No choke
WHAT to serve the Archbishop of Canterbury for lunch? It is a
question that calls to mind Lady Ramsey's complaint to Victor Stock
after the publication of some of his memoirs: "Victor, how could
you say it? I never served soup at luncheon."
So, not soup, then. Of course, it is Italy; so pasta of some
sort might be a good bet. The final menu: Soufflé
Mediterraneo, a fish terrine served with a rocket-and-almond
pesto; Strozzapreti con vongole e asparagini, the
so-called "priest-choker" pasta with clams and baby asparagus; and
to finish, as time was short and coffee not served, Tiramisu
Primavera, the best known Italian dessert, with the addition
to the beverage base of fresh straw-berries. All this was washed
down with an excellent Traminer from the Veneto.

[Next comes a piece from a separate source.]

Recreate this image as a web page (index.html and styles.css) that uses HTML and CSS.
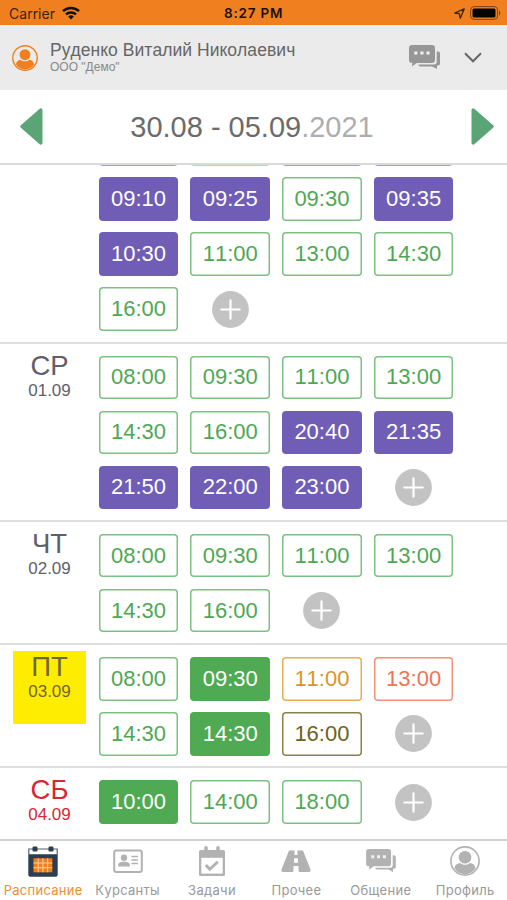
FILE: index.html
```html
<!DOCTYPE html>
<html lang="ru">
<head>
<meta charset="utf-8">
<title>Расписание</title>
<link rel="stylesheet" href="styles.css">
</head>
<body>
<svg class="defs" width="0" height="0" aria-hidden="true">
  <symbol id="plus" viewBox="0 0 37 37"><circle cx="18.5" cy="18.5" r="18.4" fill="#c3c3c3"/><path d="M18.5 9.3v18.4M9.3 18.5h18.4" stroke="#fff" stroke-width="2.2" stroke-linecap="round"/></symbol>
  <symbol id="person" viewBox="0 0 30 30"><circle cx="15" cy="15" r="14.1" fill="none" stroke="currentColor" stroke-width="1.6"/><circle cx="15" cy="11.200" r="6.300" fill="currentColor"/><path d="M4.500 22.200c.6-3.400 2.300-4.400 5.500-5.200 2.500 2.400 7.500 2.400 10 0 3.200.8 4.900 1.800 5.500 5.200C23.300 26 19.500 28.200 15 28.200S6.700 26 4.500 22.200z" fill="currentColor"/></symbol>
  <symbol id="chat" viewBox="0 0 31 24"><path d="M3 0h20a3 3 0 0 1 3 3v12a3 3 0 0 1-3 3H8l-5.200 3.600.6-3.600H3a3 3 0 0 1-3-3V3a3 3 0 0 1 3-3z" fill="currentColor"/><path d="M27.700 6.500H29a2 2 0 0 1 2 2v10a2 2 0 0 1-2 2h-1V24l-5-2.600H11.500a2 2 0 0 1-2-1.900H25a2.700 2.700 0 0 0 2.700-2.700z" fill="currentColor"/><path d="M5.300 6.500h3.100v3.100H5.300zM11.400 6.500h3.100v3.100h-3.100zM17.500 6.500h3.100v3.100h-3.100z" fill="#f1f1f1"/></symbol>
</svg>
<div class="app">
  <div class="status">
    <span class="carrier">Carrier</span>
    <svg class="wifi" width="18" height="14" viewBox="0 0 18 14"><g fill="none" stroke="#111" stroke-width="2.500"><path d="M1 5.200a11.500 11.500 0 0 1 16 0"/><path d="M4 8.400a7.300 7.300 0 0 1 10 0"/></g><path d="M9 13.400l-2.800-2.900a4 4 0 0 1 5.600 0z" fill="#111"/></svg>
    <span class="clock">8:27 PM</span>
    <svg class="locate" width="11" height="11" viewBox="0 0 11 11"><path d="M.8 5L10.200.9 6.200 10.200 5.300 5.700z" fill="none" stroke="#3a210a" stroke-width="1.300" stroke-linejoin="round"/></svg>
    <svg class="battery" width="31" height="14" viewBox="0 0 31 14"><rect x=".6" y=".6" width="27" height="12.800" rx="3.500" fill="none" stroke="#7a4412" stroke-width="1"/><rect x="2.500" y="2.500" width="23" height="9" rx="1.500" fill="#050505"/><path d="M29 4.500c1.600.7 1.600 4.300 0 5z" fill="#7a4412"/></svg>
  </div>
  <header class="account">
    <svg class="avatar" width="26" height="26"><use href="#person"/></svg>
    <div class="who"><div class="name">Руденко Виталий Николаевич</div><div class="org">ООО "Демо"</div></div>
    <svg class="messages" width="31" height="24"><use href="#chat"/></svg>
    <svg width="18" height="11" viewBox="0 0 18 11"><path d="M1 1.300l8 8 8-8" fill="none" stroke="#666" stroke-width="2"/></svg>
  </header>
  <nav class="week">
    <svg width="23" height="37" viewBox="0 0 23 37"><path d="M20.800 2L2 18.500 20.800 35z" fill="#5ba476" stroke="#5ba476" stroke-width="3.400" stroke-linejoin="round"/></svg>
    <div class="range">30.08 - 05.09<span>.2021</span></div>
    <svg width="23" height="37" viewBox="0 0 23 37"><path d="M2.200 2L21 18.500 2.200 35z" fill="#5ba476" stroke="#5ba476" stroke-width="3.400" stroke-linejoin="round"/></svg>
  </nav>
  <main class="schedule">
    <section class="day partial">
      <div class="date"></div>
      <div class="slots"><b class="booked edge"></b><b class="edge"></b><b class="booked edge"></b><b class="booked edge"></b><b class="booked">09:10</b><b class="booked">09:25</b><b>09:30</b><b class="booked">09:35</b><b class="booked">10:30</b><b>11:00</b><b>13:00</b><b>14:30</b><b>16:00</b><svg class="add"><use href="#plus"/></svg></div>
    </section>
    <section class="day">
      <div class="date"><div class="dow">СР</div><div class="num">01.09</div></div>
      <div class="slots"><b>08:00</b><b>09:30</b><b>11:00</b><b>13:00</b><b>14:30</b><b>16:00</b><b class="booked">20:40</b><b class="booked">21:35</b><b class="booked">21:50</b><b class="booked">22:00</b><b class="booked">23:00</b><svg class="add"><use href="#plus"/></svg></div>
    </section>
    <section class="day">
      <div class="date"><div class="dow">ЧТ</div><div class="num">02.09</div></div>
      <div class="slots"><b>08:00</b><b>09:30</b><b>11:00</b><b>13:00</b><b>14:30</b><b>16:00</b><svg class="add"><use href="#plus"/></svg></div>
    </section>
    <section class="day">
      <div class="date today"><div class="dow">ПТ</div><div class="num">03.09</div></div>
      <div class="slots"><b>08:00</b><b class="done">09:30</b><b class="amber">11:00</b><b class="coral">13:00</b><b>14:30</b><b class="done">14:30</b><b class="olive">16:00</b><svg class="add"><use href="#plus"/></svg></div>
    </section>
    <section class="day last">
      <div class="date weekend"><div class="dow">СБ</div><div class="num">04.09</div></div>
      <div class="slots"><b class="done">10:00</b><b>14:00</b><b>18:00</b><svg class="add"><use href="#plus"/></svg></div>
    </section>
  </main>
  <footer class="tabs">
    <div class="tab active"><svg width="30" height="32" viewBox="0 0 30 32"><path d="M.8 8.500V3h28.400v5.500" fill="none" stroke="#53616e" stroke-width="1.200"/><path d="M.3 8.200h29.400v20.500a2 2 0 0 1-2 2H2.300a2 2 0 0 1-2-2z" fill="#2c3e50"/><rect x="4.500" y=".4" width="5" height="5.200" rx="1.400" fill="#2c3e50"/><rect x="20.500" y=".4" width="5" height="5.200" rx="1.400" fill="#2c3e50"/><path d="M5.500 12.300h18.800v14H5.500z" fill="#f0801f"/><path d="M10.200 12.300v14M14.900 12.300v14M19.600 12.300v14M5.500 17h18.800M5.500 21.700h18.800" stroke="#ffd1a3" stroke-width="1"/></svg><span>Расписание</span></div>
    <div class="tab"><svg width="30" height="32" viewBox="0 0 30 32"><rect x="1.200" y="4.400" width="27.600" height="21.600" rx="2" fill="none" stroke="currentColor" stroke-width="2"/><circle cx="11" cy="11.800" r="3.200" fill="currentColor"/><path d="M5.200 20.500v-1.500c0-2.200 2.600-3.200 5.800-3.200s5.800 1 5.800 3.200v1.500z" fill="currentColor"/><path d="M18.500 10.500H25M18.500 14H25M18.500 17.500H25" stroke="currentColor" stroke-width="1.300"/></svg><span>Курсанты</span></div>
    <div class="tab"><svg width="30" height="32" viewBox="0 0 30 32"><path d="M3.500 4h23A1.500 1.500 0 0 1 28 5.500v23a1.500 1.500 0 0 1-1.500 1.500h-23A1.500 1.500 0 0 1 2 28.500v-23A1.500 1.500 0 0 1 3.500 4z" fill="currentColor"/><path d="M4.300 11.800h21.400v15.800H4.300z" fill="#fff"/><path d="M9 1.800v5M21 1.800v5" stroke="currentColor" stroke-width="3.500" stroke-linecap="round"/><path d="M8.800 19l4 4.200 8-7.500" fill="none" stroke="currentColor" stroke-width="2.900"/></svg><span>Задачи</span></div>
    <div class="tab"><svg width="30" height="32" viewBox="0 0 30 32"><path d="M8 4.500h14l7.500 19a2 2 0 0 1-1.800 2.500H2.300A2 2 0 0 1 .5 23.500z" fill="currentColor"/><path d="M13.700 4h2.600l.3 5h-3.200zM13.200 12.200h3.600l.3 4.600h-4.200zM12.600 20h4.800l.4 6.500h-5.600z" fill="#fff"/></svg><span>Прочее</span></div>
    <div class="tab"><svg width="30" height="32" viewBox="0 0 30 32"><use href="#chat" x="0" y="3" width="30" height="23"/></svg><span>Общение</span></div>
    <div class="tab"><svg width="30" height="32" viewBox="0 0 30 32"><use href="#person" x="0" y="0" width="30" height="30"/></svg><span>Профиль</span></div>
  </footer>
</div>
</body>
</html>
```
FILE: styles.css
```css
* { box-sizing: border-box; }
body { margin: 0; background: #fff; font-family: "Liberation Sans", sans-serif; font-kerning: none; }
.defs { position: absolute; }
.app { width: 507px; height: 900px; display: flex; flex-direction: column; overflow: hidden; }
.app svg { display: block; flex: none; }

.status { height: 25px; flex: none; display: flex; align-items: center; padding: 1px 6px 0 9px; background: #f0801f; font-family: Inter, sans-serif; font-size: 14px; color: #3a210a; }
.carrier { width: 53px; letter-spacing: .1px; }
.wifi { margin-top: -1px; }
.clock { width: 62px; margin-left: 144px; font-weight: 600; font-size: 13.5px; letter-spacing: .8px; color: #1c1006; white-space: nowrap; }
.locate { margin-left: auto; margin-right: 5px; }

.account { height: 65px; flex: none; display: flex; align-items: center; padding: 0 25px 0 12px; background: #ebebeb; }
.avatar { color: #f0801f; }
.who { flex: 1; margin-left: 12px; padding-bottom: 1px; white-space: nowrap; }
.name { font-size: 17.5px; line-height: 20px; letter-spacing: .06px; color: #666; }
.org { font-size: 12px; line-height: 14px; color: #888; }
.messages { color: #979797; margin: -1px 24px 0 0; }

.week { height: 75px; flex: none; display: flex; align-items: center; justify-content: space-between; padding: 0 13px 0 20px; border-bottom: 2px solid #dadada; }
.range { margin-left: -10px; font-size: 29px; line-height: 34px; color: #6b6b6b; white-space: nowrap; }
.range span { color: #adadb2; }

.schedule { flex: 1; min-height: 0; overflow: hidden; }
.day { display: flex; border-bottom: 2px solid #dedede; padding: 12px 0 10.900px 13px; }
.partial { margin-top: -54.500px; }
.partial + .day { padding-bottom: 11.200px; }
.last { border-bottom: 0; }
.date { width: 73px; flex: none; margin: -6px 12.700px 0 0; height: 48px; text-align: center; color: #60606c; white-space: nowrap; }
.dow { font-size: 27.500px; line-height: 31px; }
.num { font-size: 17px; line-height: 20px; }
.today { height: 73px; margin-bottom: -20px; background: #ffed00; color: #706638; }
.weekend { color: #d92632; }
.slots { display: grid; grid-template-columns: repeat(4, 79.700px); grid-auto-rows: 43.300px; gap: 11.700px 12px; }
.slots b { display: flex; align-items: center; justify-content: center; box-shadow: inset 0 0 0 1.500px #7dc182; border-radius: 4px; font-weight: 400; font-size: 22px; color: #4ea853; }
.slots .booked { background: #705db6; box-shadow: none; color: #fff; }
.slots .done { background: #4faa53; box-shadow: none; color: #fff; }
.slots .amber { box-shadow: inset 0 0 0 1.500px #e6ae51; color: #d7962a; }
.slots .coral { box-shadow: inset 0 0 0 1.500px #f39076; color: #ee7455; }
.slots .olive { box-shadow: inset 0 0 0 1.500px #888046; color: #6b6320; }
.slots .edge { opacity: .6; }
.add { width: 37px; height: 37px; place-self: center; }

.tabs { height: 61px; flex: none; display: grid; grid-template-columns: repeat(6, 84.400px); padding-left: 1px; border-top: 2px solid #d2d2d2; background: #fff; }
.tab { display: flex; flex-direction: column; align-items: center; padding-top: 5px; color: #b2b2b2; font-family: Inter, sans-serif; font-size: 13px; }
.tab span { line-height: 16px; margin-top: 4px; color: #999; letter-spacing: .3px; white-space: nowrap; }
.tab.active span { color: #f28b35; }
```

No priest was seen actually to choke, although the guests ate
and drank with appropriate relish.
Weathering the storm
SURROUNDING the Archbishop of Canterbury's visit to Rome and the
Vatican, there have been some spectacular thunderstorms. Residents
are used to this as a feature of the middle rather than early
summer (the latter part of July is often a series of blistering,
airless days, broken by refreshing downpours), but so early, and on
the heels of a really wet, and at times, cold spring, we find
ourselves beginning truly to consider climate change the cause.
In a parish pilgrimage over the public holiday at the beginning
of May to La Verna, the Tuscan hermitage where Francis of Assisi
received the stigmata, we encountered temperatures of 5°C and
unrelenting rain for three days. It was undoubtedly atmospheric, in
the mise-en-scène sense as wellas the meteoric, but it was
a bit trying.
Claudio Magoni, a seventy-something council member at All
Saints', completed the 800km version of the camino to Santiago de
Compostela in the weeks after Easter in aid of our roof appeal. He
encountered snow in the high Europas mountains as he approached the
celebrated Iron Cross - La Cruz de Hierro - totally appropriately,
if somewhat unseasonably.
To find typical weather in this season of exceptions, we must
turn to Archbishop Welby's meeting with the Vatican cricket team,
which has recently responded positively to my offer to act as
scorer. The photo op was under suitably leaden skies. Oh, to be in
England. . .
Down to business
FOOD and the weather out of the way, I can turn to less serious
matters. Canon law was the subject of the superb international
conference Comunione Anglicana e Chiesa Cattolica, tra passato
e presente, held in Agrigento, Sicily, in the second week of
May, to which I, the Worshipful Mark Hill QC, Chancellor of the
diocese in Europe, and Professor Peter McCullough, of Lincoln
College, Oxford, provided the Anglican contribution.
A joint effort of the law faculties of Palermo and Agrigento
Universities, the papers were varied and fascinating; the most
surprising, perhaps, was the one delivered by Professor Christiana
Cianitto, of the Università Degli Studi di Milano, in which the
funding arrangements of the Church of England were citedas
exemplary in the context of European Union expectations for
independence and accountability among faith groups.
It was, of course, the week in which the Eurovision Song Contest
was held. It is a relief to know that we score highly somewhere,
and for something, in Europe.
Window to the soul
I WAS glad to discover Archbishop Welby's sense of humour -
clearly on the dry side, and neatly expressed. After having led him
and the rest of his procession through a kind of elevated french
window, from our sacristy to our garden, so that we might make a
grand entrance at the back of church towards the close of the
singing of St Patrick's Breastplate, I suggested at the end of mass
that we go down into the crypt to meet the congregation. "I do hope
it means we have to climb through another window," he remarked.
A busy schedule of seriousness in Rome, then, for His Grace, but
mercifully not without a little fun.
The Ven. Jonathan Boardman is the Archdeacon of Italy and
Malta, and Chaplain of All Saints', Rome.